> Set exercise: Return only the lines from the top of the data down to the one that holds "let size = $state('11pt');", both included, without any pictures.
◇ ◇ ◇ ◇ ◇ ◇ ◇
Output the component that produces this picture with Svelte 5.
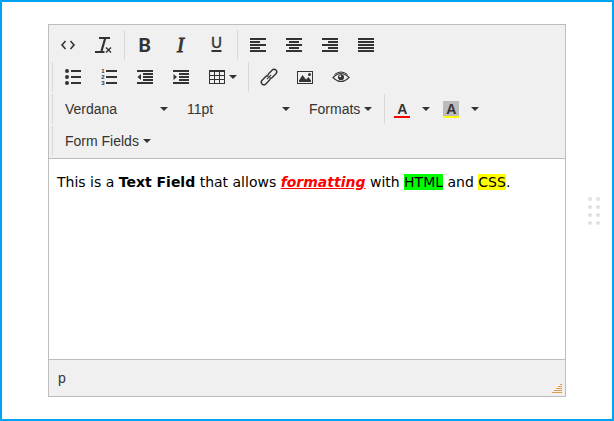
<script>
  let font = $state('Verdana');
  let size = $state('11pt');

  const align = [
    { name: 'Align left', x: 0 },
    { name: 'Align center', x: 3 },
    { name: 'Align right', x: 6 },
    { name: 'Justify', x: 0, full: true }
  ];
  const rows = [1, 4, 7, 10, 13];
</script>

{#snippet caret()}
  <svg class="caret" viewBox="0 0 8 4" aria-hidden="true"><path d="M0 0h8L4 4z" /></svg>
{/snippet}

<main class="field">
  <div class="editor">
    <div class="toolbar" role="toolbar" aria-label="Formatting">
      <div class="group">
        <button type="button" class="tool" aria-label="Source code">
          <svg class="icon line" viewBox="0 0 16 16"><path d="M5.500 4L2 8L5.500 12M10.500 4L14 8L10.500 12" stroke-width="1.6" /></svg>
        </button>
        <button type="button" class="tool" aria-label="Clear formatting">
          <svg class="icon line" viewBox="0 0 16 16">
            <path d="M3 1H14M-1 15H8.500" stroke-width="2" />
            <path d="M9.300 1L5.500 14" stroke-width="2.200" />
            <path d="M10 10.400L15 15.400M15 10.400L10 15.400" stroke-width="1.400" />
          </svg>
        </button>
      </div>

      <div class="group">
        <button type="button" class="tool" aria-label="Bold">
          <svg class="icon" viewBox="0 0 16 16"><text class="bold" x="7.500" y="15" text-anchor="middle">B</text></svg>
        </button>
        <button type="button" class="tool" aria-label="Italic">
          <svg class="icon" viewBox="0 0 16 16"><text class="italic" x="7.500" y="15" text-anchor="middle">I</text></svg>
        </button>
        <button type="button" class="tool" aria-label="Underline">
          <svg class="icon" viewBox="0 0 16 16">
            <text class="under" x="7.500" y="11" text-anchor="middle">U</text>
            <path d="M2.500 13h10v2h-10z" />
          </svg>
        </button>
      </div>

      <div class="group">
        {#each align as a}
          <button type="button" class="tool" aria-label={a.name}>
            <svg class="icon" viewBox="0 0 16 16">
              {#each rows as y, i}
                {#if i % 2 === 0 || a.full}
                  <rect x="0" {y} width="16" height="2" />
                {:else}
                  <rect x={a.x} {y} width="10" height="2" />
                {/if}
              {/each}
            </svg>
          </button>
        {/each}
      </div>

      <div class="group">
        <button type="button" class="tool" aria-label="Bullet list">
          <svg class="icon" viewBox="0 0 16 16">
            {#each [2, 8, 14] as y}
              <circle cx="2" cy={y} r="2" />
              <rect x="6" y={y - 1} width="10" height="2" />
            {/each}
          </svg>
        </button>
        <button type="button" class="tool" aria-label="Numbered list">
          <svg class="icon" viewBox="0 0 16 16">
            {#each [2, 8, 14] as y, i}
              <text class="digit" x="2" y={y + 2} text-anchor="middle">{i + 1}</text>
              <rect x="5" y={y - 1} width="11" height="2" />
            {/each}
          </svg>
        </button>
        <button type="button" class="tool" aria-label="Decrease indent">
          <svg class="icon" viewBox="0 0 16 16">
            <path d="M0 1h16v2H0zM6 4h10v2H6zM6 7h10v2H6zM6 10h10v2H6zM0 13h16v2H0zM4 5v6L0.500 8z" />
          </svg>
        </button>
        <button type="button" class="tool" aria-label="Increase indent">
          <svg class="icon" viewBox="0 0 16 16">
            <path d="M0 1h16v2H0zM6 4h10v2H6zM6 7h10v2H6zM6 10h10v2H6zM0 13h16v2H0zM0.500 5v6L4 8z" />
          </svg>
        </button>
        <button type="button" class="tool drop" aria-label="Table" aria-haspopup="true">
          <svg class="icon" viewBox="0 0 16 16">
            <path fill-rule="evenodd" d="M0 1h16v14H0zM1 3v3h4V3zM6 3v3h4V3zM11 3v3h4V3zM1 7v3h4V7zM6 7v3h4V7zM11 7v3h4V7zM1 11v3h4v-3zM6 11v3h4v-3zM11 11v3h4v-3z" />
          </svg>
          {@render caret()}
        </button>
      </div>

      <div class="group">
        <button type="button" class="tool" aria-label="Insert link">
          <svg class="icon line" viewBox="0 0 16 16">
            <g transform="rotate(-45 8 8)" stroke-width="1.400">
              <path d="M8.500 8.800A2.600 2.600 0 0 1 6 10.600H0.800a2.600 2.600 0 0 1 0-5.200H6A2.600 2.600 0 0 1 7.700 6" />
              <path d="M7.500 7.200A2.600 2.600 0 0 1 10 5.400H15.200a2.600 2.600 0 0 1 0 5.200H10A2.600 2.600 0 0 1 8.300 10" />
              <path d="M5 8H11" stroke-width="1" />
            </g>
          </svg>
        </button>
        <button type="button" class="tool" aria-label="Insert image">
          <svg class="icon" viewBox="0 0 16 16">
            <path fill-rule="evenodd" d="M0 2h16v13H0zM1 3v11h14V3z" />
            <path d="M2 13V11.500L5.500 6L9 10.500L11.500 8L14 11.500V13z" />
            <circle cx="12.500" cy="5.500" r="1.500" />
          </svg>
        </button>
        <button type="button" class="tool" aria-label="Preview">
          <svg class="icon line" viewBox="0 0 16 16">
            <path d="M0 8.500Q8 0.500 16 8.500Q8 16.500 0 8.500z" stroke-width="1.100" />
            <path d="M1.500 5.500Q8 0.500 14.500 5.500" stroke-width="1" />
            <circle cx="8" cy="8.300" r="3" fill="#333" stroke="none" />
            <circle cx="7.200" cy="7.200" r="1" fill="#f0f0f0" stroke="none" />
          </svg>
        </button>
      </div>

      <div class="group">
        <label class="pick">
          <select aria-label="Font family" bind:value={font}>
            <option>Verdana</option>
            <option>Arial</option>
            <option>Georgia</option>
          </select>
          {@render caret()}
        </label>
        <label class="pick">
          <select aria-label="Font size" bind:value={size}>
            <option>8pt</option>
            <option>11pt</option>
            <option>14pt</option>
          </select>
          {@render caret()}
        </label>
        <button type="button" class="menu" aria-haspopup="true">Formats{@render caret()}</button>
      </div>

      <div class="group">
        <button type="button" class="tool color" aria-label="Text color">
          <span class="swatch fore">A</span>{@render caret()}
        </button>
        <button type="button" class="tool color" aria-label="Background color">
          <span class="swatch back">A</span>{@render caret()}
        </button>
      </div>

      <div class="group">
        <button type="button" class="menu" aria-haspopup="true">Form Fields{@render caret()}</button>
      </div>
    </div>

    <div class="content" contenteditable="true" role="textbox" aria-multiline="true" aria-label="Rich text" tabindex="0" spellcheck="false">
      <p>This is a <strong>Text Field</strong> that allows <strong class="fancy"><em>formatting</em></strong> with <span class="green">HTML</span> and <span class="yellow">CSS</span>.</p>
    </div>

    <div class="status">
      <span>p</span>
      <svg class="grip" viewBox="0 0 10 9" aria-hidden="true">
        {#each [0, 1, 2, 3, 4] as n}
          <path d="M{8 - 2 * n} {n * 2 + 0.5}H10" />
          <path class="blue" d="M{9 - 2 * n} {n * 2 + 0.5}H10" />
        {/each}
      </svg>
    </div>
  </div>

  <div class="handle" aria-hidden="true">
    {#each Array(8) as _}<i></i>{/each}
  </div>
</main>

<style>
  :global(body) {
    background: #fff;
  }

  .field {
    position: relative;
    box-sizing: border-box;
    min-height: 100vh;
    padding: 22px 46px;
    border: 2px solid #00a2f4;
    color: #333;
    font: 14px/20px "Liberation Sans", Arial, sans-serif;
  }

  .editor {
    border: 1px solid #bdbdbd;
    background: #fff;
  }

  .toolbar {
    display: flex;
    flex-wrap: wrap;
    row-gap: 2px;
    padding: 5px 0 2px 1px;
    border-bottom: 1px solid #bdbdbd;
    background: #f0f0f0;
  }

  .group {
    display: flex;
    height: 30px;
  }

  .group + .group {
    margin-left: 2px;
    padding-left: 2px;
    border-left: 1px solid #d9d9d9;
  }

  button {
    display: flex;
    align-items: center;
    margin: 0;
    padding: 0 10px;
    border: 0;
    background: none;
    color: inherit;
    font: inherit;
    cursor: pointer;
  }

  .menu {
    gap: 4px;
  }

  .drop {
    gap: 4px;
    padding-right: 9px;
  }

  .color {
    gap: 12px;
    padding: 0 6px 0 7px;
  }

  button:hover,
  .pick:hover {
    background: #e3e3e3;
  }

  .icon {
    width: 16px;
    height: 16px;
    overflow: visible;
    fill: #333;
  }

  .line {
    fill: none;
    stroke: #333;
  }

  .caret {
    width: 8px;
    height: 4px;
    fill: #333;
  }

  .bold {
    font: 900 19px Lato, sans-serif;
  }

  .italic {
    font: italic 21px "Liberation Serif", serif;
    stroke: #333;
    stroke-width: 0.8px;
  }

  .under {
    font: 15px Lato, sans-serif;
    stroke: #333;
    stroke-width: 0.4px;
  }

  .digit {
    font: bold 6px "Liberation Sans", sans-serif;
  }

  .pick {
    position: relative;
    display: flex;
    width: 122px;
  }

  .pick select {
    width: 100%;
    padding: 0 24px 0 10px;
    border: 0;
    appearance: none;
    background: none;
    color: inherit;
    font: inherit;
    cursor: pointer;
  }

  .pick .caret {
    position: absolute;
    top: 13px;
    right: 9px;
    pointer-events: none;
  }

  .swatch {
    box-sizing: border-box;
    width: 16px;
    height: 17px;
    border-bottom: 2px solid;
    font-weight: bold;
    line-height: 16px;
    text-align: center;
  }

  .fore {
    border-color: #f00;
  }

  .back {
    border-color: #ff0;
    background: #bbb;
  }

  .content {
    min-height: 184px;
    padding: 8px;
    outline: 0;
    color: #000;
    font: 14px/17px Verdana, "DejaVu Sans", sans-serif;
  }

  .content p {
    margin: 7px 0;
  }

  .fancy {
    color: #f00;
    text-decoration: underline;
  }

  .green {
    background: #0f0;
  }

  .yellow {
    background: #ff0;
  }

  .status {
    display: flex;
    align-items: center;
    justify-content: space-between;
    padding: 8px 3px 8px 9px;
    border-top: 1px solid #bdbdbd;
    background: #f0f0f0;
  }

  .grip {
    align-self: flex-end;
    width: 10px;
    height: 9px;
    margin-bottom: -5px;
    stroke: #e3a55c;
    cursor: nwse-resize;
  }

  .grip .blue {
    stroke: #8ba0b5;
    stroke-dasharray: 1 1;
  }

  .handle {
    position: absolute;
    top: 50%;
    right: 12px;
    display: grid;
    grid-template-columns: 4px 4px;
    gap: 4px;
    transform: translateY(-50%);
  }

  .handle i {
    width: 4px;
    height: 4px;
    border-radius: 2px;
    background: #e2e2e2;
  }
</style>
◇ ◇ ◇ ◇ ◇ ◇ ◇
> Response for this exercise:
Output the component that produces this picture with Svelte 5.
<script>
  let font = $state('Verdana');
  let size = $state('11pt');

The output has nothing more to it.